LISTED RECORDS ::

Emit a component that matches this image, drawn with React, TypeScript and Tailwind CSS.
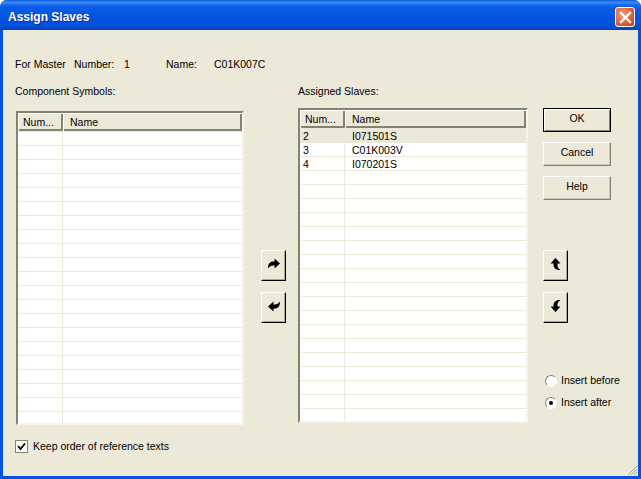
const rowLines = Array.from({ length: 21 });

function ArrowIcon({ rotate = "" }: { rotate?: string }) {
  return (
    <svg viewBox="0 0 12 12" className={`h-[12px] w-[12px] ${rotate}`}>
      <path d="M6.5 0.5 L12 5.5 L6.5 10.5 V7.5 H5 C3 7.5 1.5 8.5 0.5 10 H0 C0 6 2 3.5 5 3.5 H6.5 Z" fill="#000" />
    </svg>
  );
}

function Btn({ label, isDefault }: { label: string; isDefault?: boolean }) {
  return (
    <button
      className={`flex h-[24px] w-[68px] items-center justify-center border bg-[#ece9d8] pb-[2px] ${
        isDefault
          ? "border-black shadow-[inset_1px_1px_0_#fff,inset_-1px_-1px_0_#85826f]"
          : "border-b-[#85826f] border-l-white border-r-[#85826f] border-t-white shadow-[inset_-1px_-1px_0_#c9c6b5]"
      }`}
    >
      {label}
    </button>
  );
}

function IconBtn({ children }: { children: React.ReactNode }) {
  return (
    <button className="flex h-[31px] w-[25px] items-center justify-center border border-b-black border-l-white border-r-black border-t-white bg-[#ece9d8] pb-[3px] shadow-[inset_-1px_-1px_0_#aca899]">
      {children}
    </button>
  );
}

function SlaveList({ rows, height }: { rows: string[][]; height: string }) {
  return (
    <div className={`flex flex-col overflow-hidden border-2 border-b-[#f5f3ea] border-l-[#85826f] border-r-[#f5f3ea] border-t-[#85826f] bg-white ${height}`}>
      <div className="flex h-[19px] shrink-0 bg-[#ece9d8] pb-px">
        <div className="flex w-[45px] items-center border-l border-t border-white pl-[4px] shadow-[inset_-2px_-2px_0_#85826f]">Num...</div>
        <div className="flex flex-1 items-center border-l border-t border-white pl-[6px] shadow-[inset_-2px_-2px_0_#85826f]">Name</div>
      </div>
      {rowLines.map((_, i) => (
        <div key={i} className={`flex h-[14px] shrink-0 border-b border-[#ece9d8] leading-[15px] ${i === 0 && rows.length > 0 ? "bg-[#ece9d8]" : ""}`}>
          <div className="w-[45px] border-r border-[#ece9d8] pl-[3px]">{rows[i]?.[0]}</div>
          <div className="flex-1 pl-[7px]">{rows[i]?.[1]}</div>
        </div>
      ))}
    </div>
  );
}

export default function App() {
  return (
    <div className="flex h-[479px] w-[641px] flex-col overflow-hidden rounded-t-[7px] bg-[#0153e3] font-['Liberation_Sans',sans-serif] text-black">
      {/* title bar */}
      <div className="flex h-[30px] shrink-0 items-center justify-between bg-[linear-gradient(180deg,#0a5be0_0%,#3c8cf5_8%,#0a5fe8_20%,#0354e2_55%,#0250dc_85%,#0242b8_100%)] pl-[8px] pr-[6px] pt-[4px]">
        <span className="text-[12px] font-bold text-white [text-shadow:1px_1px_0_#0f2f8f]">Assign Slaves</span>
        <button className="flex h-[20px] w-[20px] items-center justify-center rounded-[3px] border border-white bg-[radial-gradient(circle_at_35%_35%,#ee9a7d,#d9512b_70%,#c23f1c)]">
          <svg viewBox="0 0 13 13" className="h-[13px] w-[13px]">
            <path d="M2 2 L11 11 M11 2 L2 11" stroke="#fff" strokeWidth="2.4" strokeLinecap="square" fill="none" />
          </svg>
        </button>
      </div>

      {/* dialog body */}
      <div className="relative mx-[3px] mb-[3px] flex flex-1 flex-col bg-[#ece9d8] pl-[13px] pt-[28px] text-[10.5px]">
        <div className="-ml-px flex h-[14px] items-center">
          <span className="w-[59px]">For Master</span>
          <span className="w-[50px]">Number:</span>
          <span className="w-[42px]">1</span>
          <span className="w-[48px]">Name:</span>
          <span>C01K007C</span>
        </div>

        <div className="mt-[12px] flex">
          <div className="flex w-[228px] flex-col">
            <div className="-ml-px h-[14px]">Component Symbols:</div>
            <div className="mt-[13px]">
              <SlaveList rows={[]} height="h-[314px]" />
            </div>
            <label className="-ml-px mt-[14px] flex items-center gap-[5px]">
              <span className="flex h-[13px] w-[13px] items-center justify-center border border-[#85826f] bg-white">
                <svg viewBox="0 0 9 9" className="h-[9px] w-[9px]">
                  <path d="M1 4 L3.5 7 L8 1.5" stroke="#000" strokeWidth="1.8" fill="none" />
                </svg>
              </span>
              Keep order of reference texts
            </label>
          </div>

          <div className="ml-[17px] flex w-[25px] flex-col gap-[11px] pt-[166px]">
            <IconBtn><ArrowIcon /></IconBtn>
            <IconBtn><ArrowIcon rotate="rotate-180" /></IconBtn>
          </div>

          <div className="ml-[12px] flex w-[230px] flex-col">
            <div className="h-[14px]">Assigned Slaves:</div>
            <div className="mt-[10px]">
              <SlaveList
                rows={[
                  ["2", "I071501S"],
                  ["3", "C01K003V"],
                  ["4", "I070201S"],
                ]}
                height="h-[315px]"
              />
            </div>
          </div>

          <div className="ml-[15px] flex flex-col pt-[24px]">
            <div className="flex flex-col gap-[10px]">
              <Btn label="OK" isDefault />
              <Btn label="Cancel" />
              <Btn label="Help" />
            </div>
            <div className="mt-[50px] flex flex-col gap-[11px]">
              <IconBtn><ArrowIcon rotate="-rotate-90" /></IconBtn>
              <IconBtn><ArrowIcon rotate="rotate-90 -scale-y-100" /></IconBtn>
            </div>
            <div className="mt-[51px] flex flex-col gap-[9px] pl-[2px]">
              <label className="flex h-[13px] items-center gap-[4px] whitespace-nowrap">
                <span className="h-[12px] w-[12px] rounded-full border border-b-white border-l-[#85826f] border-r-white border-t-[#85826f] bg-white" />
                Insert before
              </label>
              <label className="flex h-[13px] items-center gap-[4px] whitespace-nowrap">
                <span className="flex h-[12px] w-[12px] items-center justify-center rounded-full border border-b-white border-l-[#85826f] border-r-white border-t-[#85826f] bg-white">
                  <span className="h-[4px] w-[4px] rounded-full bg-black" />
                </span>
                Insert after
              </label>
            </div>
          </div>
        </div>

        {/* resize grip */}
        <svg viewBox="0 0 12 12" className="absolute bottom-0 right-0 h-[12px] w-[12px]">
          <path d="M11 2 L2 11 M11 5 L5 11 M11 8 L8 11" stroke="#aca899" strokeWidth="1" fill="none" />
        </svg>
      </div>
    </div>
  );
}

==

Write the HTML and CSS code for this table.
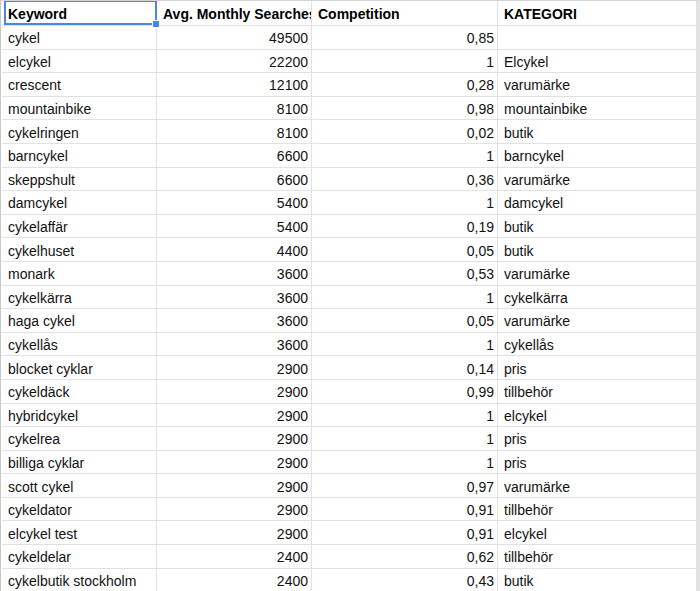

DIRECTIONS FOR THIS TASK :: Search the lines for "React". Copy each line that has it.

OUTPUT BELOW ::
Emit a component that matches this image, drawn with React, TypeScript and Tailwind CSS.
function IconBtn({ children }: { children: React.ReactNode }) {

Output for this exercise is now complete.